→ **What the exercise asks**: Data follows below. Repeat exactly the lines between the line holding "Generate a standalone" and the line holding "135V412M662.5 135V412M926.5 135V412M1190.5", inclusive, and nothing more; drop pictures.

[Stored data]
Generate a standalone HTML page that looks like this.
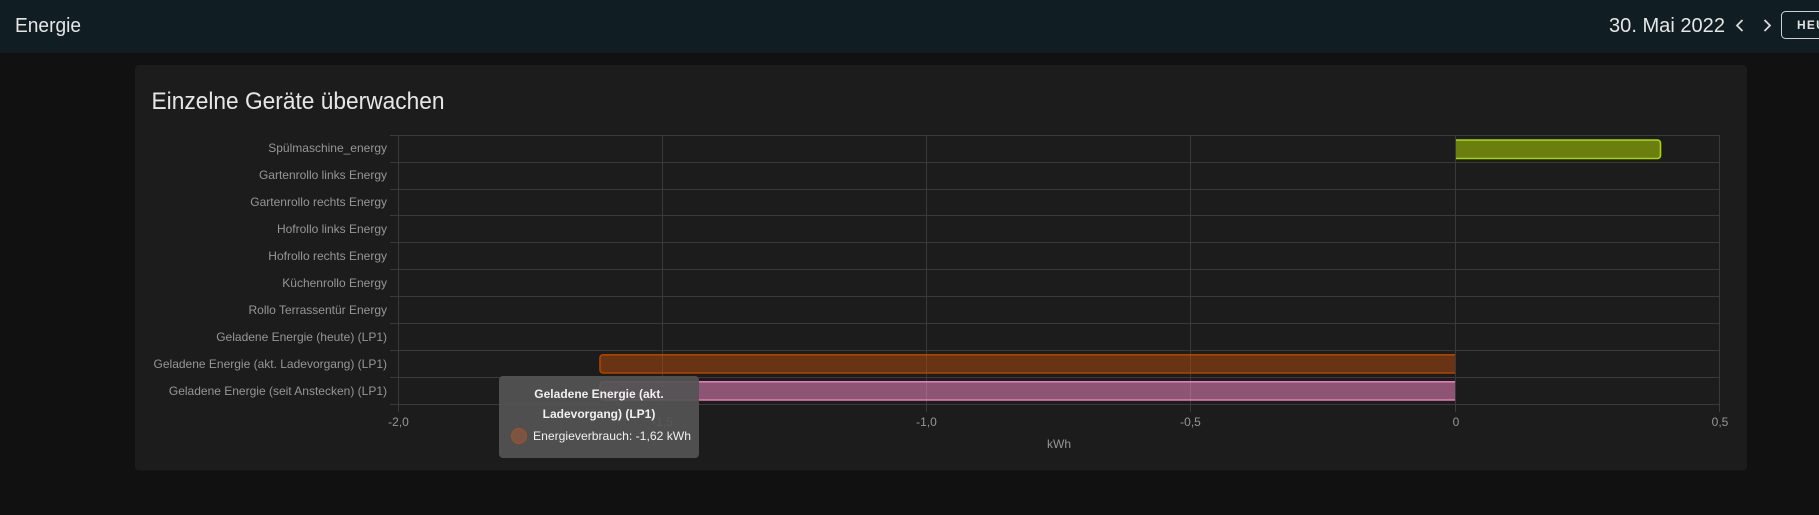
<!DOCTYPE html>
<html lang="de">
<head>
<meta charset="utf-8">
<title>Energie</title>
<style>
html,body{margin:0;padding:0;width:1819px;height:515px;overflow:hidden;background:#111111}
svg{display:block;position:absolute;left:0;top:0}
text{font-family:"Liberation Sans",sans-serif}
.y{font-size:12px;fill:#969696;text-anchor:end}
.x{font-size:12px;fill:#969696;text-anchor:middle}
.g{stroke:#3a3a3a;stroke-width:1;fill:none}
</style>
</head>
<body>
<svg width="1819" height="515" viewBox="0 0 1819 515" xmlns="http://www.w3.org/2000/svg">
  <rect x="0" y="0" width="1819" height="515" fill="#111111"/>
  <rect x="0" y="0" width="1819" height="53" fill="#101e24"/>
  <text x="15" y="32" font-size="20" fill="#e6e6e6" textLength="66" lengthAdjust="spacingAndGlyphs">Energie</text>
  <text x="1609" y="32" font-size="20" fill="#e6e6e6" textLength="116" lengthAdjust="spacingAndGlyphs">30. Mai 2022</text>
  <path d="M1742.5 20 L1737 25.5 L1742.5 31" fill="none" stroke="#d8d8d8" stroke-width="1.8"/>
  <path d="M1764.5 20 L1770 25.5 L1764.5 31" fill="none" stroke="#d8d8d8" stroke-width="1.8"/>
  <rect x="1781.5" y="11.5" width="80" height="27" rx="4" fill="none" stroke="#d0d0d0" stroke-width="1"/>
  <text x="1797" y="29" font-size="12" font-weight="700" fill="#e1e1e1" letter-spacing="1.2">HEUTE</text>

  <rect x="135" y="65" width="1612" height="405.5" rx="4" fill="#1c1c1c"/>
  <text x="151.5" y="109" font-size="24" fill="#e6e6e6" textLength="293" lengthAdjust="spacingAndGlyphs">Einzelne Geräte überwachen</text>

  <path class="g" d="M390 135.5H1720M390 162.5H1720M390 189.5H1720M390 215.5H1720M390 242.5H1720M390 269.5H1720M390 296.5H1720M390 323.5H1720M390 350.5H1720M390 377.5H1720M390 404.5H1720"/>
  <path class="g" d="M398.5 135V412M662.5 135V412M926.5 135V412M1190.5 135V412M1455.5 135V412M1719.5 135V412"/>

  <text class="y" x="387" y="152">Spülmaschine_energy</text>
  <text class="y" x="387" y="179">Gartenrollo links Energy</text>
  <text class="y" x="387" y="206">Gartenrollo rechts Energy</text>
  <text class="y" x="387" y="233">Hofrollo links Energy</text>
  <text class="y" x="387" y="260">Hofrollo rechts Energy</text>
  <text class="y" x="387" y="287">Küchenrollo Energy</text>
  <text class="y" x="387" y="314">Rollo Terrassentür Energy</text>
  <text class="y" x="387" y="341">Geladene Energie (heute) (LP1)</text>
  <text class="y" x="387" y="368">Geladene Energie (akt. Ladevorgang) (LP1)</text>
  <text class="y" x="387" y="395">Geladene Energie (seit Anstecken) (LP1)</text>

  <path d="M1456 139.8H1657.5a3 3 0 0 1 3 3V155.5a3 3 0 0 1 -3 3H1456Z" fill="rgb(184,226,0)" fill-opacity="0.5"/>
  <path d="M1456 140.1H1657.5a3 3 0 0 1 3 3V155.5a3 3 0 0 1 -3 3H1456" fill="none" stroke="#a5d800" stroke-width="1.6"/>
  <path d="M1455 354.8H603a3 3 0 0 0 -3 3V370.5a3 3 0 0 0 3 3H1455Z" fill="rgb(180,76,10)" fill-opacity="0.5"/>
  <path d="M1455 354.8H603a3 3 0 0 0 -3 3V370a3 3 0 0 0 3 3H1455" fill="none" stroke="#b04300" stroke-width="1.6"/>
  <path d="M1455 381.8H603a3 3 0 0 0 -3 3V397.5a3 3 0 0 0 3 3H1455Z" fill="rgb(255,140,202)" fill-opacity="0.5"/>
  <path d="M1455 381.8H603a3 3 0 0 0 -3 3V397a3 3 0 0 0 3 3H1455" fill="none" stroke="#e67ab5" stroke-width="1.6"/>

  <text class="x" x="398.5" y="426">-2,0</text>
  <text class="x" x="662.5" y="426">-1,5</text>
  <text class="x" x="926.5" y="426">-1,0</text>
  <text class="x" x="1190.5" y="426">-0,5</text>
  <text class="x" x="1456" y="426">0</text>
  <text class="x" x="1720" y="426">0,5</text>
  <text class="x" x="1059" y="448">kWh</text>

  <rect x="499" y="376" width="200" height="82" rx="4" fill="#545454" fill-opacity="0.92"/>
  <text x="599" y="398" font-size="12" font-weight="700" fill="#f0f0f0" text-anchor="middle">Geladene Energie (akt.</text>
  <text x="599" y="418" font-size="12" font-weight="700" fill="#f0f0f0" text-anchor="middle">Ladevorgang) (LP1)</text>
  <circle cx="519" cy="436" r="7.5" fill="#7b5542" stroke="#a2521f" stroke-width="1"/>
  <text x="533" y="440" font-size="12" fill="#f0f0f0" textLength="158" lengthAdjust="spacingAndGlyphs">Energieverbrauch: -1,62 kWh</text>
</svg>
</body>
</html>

* * *

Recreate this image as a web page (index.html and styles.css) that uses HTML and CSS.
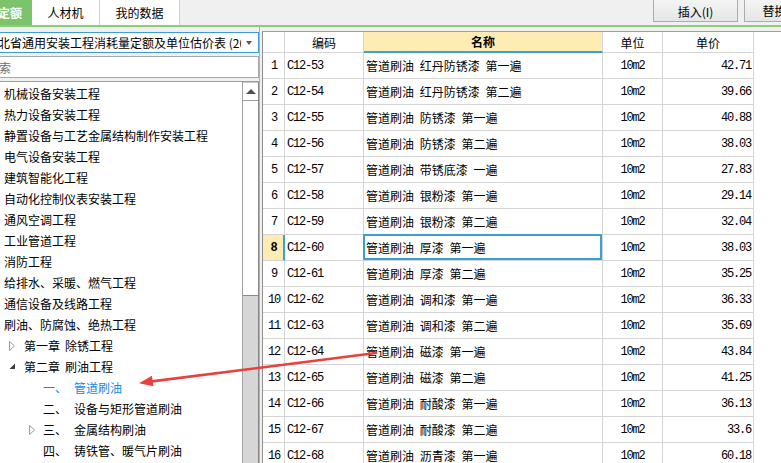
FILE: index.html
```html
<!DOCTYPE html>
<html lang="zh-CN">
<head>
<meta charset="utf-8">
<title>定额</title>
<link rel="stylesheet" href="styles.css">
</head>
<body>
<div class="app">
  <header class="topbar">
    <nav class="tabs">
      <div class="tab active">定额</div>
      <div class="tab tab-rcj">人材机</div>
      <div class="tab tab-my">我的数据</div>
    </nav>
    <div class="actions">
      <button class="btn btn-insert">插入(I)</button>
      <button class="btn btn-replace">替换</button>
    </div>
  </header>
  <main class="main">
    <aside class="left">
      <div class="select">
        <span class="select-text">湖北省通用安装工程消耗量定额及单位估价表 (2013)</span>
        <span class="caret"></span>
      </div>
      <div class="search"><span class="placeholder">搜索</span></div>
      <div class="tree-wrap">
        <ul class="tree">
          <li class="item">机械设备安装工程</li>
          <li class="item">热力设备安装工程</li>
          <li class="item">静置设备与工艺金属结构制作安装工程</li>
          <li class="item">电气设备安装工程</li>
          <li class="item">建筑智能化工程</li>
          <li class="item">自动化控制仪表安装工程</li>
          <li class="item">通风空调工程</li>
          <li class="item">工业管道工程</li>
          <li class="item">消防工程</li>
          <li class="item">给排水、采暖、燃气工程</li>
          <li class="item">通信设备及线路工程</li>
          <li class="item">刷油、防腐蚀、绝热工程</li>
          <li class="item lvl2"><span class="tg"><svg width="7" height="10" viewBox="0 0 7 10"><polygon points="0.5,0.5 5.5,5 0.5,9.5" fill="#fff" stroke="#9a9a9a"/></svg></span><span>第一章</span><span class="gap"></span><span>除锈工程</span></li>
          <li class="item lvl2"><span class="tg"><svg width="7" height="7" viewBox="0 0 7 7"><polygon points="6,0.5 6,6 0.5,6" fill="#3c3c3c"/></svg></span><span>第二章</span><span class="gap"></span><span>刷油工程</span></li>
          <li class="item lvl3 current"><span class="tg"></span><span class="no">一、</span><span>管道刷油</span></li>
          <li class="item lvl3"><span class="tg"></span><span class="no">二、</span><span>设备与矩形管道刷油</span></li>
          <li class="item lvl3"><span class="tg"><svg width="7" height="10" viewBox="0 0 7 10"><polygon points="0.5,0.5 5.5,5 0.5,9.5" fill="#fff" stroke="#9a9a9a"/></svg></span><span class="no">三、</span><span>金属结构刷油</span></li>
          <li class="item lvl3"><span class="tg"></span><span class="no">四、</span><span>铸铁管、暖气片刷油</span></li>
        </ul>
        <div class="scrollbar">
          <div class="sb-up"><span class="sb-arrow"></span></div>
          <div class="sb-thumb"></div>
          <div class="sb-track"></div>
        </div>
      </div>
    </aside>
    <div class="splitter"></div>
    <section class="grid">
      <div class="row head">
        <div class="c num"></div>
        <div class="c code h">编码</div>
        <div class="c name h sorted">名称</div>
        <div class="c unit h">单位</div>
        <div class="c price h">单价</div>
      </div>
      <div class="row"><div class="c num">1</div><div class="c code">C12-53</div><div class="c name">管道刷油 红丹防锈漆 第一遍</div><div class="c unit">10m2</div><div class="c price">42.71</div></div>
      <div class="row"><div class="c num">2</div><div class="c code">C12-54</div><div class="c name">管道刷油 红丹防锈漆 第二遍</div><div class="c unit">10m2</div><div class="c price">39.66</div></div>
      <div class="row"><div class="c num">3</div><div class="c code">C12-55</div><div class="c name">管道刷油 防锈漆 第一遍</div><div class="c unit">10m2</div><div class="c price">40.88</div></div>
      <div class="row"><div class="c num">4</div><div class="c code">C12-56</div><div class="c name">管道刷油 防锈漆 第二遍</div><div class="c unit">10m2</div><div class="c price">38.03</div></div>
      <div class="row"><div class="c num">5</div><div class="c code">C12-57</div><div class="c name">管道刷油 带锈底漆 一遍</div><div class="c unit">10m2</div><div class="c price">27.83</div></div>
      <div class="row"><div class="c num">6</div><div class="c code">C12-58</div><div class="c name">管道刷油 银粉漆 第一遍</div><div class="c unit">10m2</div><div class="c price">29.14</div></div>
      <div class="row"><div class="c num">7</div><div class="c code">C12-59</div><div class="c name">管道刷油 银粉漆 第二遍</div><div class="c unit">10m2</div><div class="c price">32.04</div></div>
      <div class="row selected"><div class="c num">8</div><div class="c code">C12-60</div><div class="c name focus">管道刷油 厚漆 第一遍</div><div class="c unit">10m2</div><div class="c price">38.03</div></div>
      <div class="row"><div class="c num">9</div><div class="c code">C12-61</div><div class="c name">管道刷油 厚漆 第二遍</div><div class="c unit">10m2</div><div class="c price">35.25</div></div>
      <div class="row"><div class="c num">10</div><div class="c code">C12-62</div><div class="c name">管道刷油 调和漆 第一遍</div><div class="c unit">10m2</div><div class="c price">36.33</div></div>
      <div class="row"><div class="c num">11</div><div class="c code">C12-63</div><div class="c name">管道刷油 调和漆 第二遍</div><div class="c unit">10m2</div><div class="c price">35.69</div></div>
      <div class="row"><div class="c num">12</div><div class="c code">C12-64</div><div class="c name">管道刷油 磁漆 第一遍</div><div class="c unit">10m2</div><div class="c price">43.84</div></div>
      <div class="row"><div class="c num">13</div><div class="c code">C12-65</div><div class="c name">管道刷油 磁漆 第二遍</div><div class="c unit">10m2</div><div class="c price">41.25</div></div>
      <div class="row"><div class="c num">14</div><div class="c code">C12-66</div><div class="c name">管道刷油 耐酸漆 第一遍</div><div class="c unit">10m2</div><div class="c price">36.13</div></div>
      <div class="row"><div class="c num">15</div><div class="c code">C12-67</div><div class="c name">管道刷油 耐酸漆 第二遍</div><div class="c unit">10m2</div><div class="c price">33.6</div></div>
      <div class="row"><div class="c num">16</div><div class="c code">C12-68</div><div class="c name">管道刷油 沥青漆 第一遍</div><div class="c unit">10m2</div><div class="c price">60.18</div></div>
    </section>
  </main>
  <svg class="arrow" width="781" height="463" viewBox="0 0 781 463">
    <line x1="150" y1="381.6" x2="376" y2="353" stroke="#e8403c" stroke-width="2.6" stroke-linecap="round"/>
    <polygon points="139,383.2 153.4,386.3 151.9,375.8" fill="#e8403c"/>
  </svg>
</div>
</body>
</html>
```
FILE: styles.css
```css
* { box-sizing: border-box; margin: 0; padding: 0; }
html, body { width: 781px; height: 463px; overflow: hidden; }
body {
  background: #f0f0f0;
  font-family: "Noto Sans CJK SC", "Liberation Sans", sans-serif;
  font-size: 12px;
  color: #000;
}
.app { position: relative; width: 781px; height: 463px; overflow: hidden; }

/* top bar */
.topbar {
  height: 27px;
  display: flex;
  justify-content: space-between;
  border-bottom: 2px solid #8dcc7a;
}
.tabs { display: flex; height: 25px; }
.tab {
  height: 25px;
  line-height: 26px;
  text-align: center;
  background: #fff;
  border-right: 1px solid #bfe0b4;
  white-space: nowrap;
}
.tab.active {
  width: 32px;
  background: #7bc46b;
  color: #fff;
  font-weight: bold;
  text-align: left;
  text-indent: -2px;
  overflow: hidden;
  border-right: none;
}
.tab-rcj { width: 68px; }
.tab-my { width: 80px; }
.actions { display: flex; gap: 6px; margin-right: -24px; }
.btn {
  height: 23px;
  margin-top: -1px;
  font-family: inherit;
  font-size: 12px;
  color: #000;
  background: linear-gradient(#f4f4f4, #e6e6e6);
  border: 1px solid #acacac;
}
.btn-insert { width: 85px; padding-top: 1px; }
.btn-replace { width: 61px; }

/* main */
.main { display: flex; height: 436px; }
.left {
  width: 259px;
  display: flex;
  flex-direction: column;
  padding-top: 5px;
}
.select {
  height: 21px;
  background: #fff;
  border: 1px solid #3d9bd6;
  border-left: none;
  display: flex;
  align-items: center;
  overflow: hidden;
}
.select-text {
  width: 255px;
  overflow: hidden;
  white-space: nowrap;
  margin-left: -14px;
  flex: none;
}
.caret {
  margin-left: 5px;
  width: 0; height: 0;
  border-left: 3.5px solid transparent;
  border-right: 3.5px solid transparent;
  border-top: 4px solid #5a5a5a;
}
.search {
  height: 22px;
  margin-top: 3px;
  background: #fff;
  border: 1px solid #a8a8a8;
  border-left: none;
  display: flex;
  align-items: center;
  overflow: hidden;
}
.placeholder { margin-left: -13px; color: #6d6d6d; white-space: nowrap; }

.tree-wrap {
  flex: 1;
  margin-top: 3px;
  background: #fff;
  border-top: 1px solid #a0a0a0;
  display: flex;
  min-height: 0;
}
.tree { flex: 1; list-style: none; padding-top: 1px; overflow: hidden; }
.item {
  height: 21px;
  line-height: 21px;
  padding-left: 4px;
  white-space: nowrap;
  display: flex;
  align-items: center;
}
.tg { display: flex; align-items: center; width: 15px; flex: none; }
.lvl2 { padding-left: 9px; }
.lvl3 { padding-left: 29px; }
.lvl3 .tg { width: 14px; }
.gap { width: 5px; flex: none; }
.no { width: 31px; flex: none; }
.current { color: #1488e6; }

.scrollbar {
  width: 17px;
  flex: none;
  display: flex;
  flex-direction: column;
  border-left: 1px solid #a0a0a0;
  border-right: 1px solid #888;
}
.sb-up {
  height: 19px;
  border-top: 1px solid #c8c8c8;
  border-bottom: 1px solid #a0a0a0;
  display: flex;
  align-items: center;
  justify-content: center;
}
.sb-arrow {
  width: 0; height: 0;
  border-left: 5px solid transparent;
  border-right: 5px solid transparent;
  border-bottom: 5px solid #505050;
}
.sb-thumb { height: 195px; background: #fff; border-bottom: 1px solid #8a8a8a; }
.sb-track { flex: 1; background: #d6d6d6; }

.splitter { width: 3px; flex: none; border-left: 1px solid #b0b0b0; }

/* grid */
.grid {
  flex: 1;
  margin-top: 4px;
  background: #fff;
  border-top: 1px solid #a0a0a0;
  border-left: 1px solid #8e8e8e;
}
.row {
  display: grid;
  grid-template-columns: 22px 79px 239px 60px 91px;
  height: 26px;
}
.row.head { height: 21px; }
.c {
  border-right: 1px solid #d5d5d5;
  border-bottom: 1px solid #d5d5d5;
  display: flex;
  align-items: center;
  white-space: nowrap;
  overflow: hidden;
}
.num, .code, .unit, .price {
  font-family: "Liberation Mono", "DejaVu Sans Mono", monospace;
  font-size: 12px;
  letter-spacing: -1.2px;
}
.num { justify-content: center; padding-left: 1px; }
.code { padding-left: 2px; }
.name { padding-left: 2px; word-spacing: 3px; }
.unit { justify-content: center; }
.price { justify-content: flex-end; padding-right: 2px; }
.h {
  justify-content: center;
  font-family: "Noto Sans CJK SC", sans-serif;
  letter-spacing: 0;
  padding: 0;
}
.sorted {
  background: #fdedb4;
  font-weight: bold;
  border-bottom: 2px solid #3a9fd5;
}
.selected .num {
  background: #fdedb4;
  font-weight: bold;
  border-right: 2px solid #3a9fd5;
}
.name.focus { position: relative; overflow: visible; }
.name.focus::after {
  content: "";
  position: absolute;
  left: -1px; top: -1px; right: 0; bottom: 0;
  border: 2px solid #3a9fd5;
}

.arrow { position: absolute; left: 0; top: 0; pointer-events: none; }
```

→ **Correct output**:
Generate a standalone HTML page that looks like this.
<!DOCTYPE html>
<html lang="de">
<head>
<meta charset="utf-8">
<title>Energie</title>
<style>
html,body{margin:0;padding:0;width:1819px;height:515px;overflow:hidden;background:#111111}
svg{display:block;position:absolute;left:0;top:0}
text{font-family:"Liberation Sans",sans-serif}
.y{font-size:12px;fill:#969696;text-anchor:end}
.x{font-size:12px;fill:#969696;text-anchor:middle}
.g{stroke:#3a3a3a;stroke-width:1;fill:none}
</style>
</head>
<body>
<svg width="1819" height="515" viewBox="0 0 1819 515" xmlns="http://www.w3.org/2000/svg">
  <rect x="0" y="0" width="1819" height="515" fill="#111111"/>
  <rect x="0" y="0" width="1819" height="53" fill="#101e24"/>
  <text x="15" y="32" font-size="20" fill="#e6e6e6" textLength="66" lengthAdjust="spacingAndGlyphs">Energie</text>
  <text x="1609" y="32" font-size="20" fill="#e6e6e6" textLength="116" lengthAdjust="spacingAndGlyphs">30. Mai 2022</text>
  <path d="M1742.5 20 L1737 25.5 L1742.5 31" fill="none" stroke="#d8d8d8" stroke-width="1.8"/>
  <path d="M1764.5 20 L1770 25.5 L1764.5 31" fill="none" stroke="#d8d8d8" stroke-width="1.8"/>
  <rect x="1781.5" y="11.5" width="80" height="27" rx="4" fill="none" stroke="#d0d0d0" stroke-width="1"/>
  <text x="1797" y="29" font-size="12" font-weight="700" fill="#e1e1e1" letter-spacing="1.2">HEUTE</text>

  <rect x="135" y="65" width="1612" height="405.5" rx="4" fill="#1c1c1c"/>
  <text x="151.5" y="109" font-size="24" fill="#e6e6e6" textLength="293" lengthAdjust="spacingAndGlyphs">Einzelne Geräte überwachen</text>

  <path class="g" d="M390 135.5H1720M390 162.5H1720M390 189.5H1720M390 215.5H1720M390 242.5H1720M390 269.5H1720M390 296.5H1720M390 323.5H1720M390 350.5H1720M390 377.5H1720M390 404.5H1720"/>
  <path class="g" d="M398.5 135V412M662.5 135V412M926.5 135V412M1190.5 135V412M1455.5 135V412M1719.5 135V412"/>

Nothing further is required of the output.